Required work - Read the lines that follow and pick out every one containing the word "screenshot".

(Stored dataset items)
=====
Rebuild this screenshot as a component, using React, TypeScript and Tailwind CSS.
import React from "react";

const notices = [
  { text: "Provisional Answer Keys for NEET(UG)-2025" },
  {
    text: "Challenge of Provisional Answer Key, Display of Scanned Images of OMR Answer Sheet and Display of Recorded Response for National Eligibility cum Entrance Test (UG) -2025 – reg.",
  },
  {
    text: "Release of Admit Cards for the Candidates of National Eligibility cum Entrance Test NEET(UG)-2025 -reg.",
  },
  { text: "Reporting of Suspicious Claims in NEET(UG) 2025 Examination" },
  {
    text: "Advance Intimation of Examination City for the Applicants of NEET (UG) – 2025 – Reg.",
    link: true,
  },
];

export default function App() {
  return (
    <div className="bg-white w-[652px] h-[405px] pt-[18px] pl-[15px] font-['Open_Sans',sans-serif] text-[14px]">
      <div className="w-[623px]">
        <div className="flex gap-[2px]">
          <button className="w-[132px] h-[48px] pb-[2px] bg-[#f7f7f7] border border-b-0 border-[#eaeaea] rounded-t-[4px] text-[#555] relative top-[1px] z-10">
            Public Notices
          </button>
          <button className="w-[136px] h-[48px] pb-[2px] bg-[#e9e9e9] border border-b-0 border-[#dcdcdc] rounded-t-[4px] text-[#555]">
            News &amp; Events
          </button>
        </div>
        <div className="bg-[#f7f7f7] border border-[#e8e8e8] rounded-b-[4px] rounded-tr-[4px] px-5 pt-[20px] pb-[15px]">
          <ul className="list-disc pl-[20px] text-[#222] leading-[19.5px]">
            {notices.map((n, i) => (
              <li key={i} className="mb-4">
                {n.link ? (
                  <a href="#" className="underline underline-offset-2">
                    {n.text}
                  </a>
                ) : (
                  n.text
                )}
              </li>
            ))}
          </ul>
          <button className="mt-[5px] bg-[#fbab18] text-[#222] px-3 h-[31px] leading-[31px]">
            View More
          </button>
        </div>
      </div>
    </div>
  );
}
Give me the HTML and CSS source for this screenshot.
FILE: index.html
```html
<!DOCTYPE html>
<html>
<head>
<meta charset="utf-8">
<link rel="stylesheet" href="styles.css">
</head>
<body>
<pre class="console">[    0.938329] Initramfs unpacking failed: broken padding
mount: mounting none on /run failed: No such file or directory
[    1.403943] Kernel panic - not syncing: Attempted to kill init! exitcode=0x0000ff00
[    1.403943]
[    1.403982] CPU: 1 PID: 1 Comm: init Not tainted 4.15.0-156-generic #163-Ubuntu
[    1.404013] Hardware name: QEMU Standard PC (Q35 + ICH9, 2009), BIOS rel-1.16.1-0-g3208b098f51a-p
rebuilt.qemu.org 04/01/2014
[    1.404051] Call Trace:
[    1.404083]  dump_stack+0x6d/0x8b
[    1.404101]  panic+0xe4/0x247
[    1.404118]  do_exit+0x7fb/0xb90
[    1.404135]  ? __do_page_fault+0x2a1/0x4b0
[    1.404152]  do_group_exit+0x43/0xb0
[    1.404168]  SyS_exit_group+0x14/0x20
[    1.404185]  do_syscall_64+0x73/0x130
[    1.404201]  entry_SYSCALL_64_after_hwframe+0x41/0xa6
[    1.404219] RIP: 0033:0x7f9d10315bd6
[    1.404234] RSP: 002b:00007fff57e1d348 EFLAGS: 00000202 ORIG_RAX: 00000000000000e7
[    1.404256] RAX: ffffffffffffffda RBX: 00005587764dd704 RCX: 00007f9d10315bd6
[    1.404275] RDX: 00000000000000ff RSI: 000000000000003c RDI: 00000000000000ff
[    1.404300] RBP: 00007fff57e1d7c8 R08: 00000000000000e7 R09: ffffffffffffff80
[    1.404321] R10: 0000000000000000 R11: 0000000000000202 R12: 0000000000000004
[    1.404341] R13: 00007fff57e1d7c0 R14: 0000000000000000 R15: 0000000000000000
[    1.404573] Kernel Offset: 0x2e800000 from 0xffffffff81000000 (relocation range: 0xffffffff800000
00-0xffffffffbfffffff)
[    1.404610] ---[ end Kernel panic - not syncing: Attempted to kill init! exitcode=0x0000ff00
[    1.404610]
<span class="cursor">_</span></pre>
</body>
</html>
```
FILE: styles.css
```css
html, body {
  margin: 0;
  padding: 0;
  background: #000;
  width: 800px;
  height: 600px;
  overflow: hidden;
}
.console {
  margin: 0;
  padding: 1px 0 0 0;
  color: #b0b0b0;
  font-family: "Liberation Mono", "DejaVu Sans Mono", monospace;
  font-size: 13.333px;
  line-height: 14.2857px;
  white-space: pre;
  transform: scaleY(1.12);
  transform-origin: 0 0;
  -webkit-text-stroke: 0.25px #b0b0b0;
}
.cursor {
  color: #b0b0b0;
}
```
=====
Task solution -
Rebuild this screenshot as a component, using React, TypeScript and Tailwind CSS.
Give me the HTML and CSS source for this screenshot.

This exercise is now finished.